Где же спасение и утешение? В искусстве не завидовать. Оно вовсе не сложно. Дари каждому то, что у него и так есть; и не копайся непрестанно в собственной неполноценности. Отбрось это жалкое «вычитание» — твоей мнимой «малости» из якобы чужого «превосходства». Знай, ты сам стоишь «сложения». Поднимайся вверх, не сталкивая вниз другого. Не завидуй! Не завидуй! И — самое важное — научись в большом деле забывать о себе!

26. Самомнение

Оно имело место во все времена, но прежде никогда не встречалось в подобном масштабе. Эпоха все опошляющей популяризации, эпоха полу-науки и полуобразованности вызвала к жизни этот тип человека. Он воображает, что умен и рассудителен, что все понимает, что знает «это» и еще кое-что, что он может «то» и еще многое. Наконец, он «все» может. И уже из одного этого он орет, третирует всех, загоняет в угол, клеймит позором. Он выступает самоуверенно и напыщенно и повергает в изумление весь мир; его могло бы, пожалуй, устроить разве что всемирное землетрясение. Меньшим он едва ли будет удовлетворен.

Чего он только не «знает»! Для него не существует трудностей и тайн: все плоско и примитивно. С Богом — давно покончено. Отечество — предрассудок. Национализм—предубеждение. Частная собственность—хищение и злоупотребление. Человек — похотливая тварь. Наука — классовый обман. Свобода — лишь во всеобщей пролетаризации. И вообще — мир должен склониться и не пищать.

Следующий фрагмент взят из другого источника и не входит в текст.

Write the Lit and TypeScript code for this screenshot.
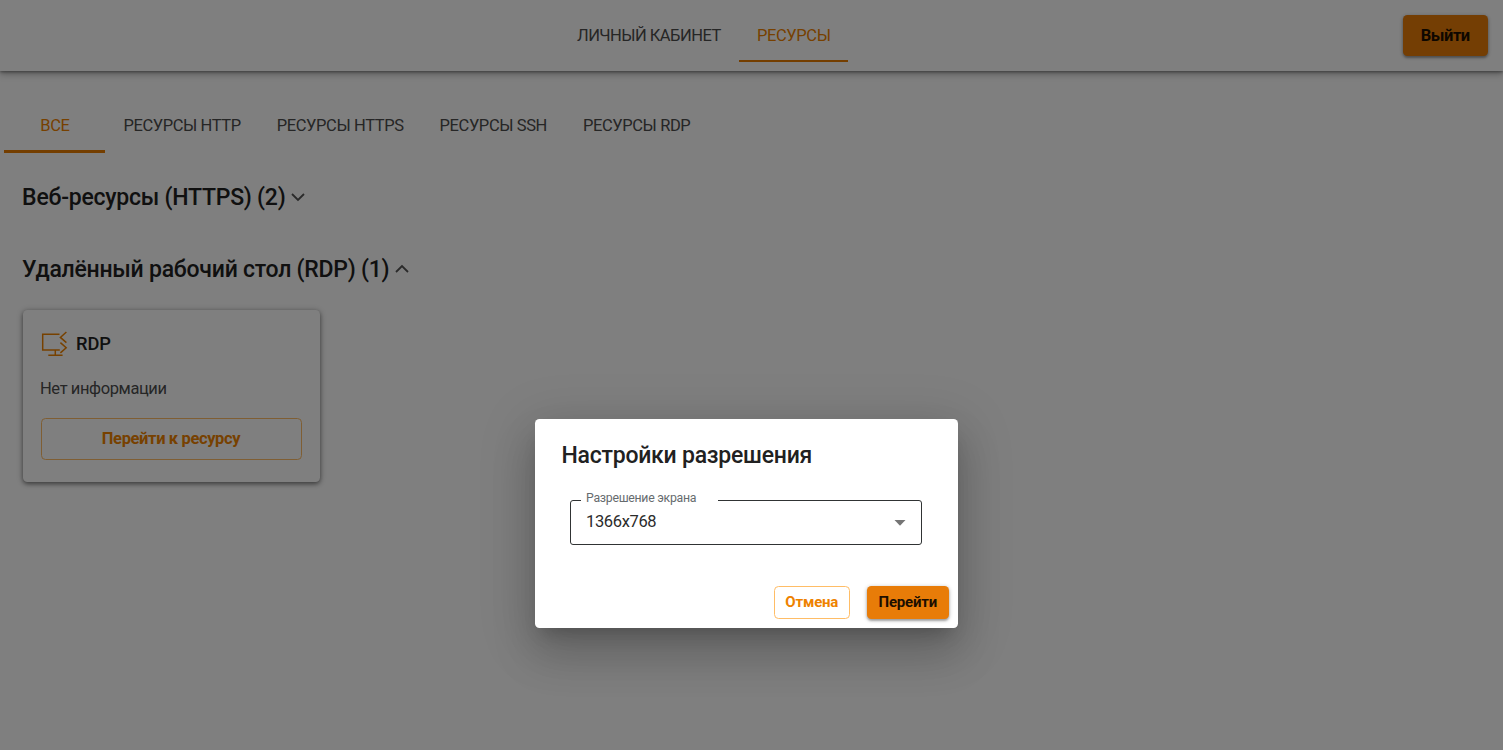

Понятно: не могут все быть равно образованными и равно скромными. Многие знают немного. Ладно. Но вот один знает мало и не подозревает об этом; он наивен. Другой знает столь же мало, как и первый, однако воображает, что знает много и точно; значит, он предается высокомерию. Наивный еще даже и не размышлял о самом себе; его собственная умственная способность и власть, их пределы еще не стали для него проблемой. Высокомерный, напротив, поднял на щит самого себя. Он безмерно переоценил свои возможности. Он неверно очертил свои пределы. Мания величия точит его нутро, как червь.

Каждому из нас нужно здоровое доверие к себе («то, что я могу, я точно могу»); никому не впрок дурная заносчивость («я больше того, что я есть»). Заносчивость возникает из иллюзии; но ведь на иллюзии не построишь ничего верного; а то, что все же на ней строится, — гнило и хрупко. Так, высокомерие как будто создано для того, чтобы наказать себя. Свои опасности оно несет в себе; его тяжкие последствия дремлют в его лоне. Его слабость суждений, его надменность, его глупо-дерзкая работа локтями ведут его к гибели.

Умный часто подвергает свой ум сомнению; он постоянно осязает собственные пределы; а когда находит их, старается расширить органично, а не перешагнуть через них механически; он упражняется в аскетичности суждений. Глупый — наоборот: ему даже в голову не приходит, что он может быть глупым; свою малость он считает истинной величиной и полнотой, и кара следует за ним по пятам.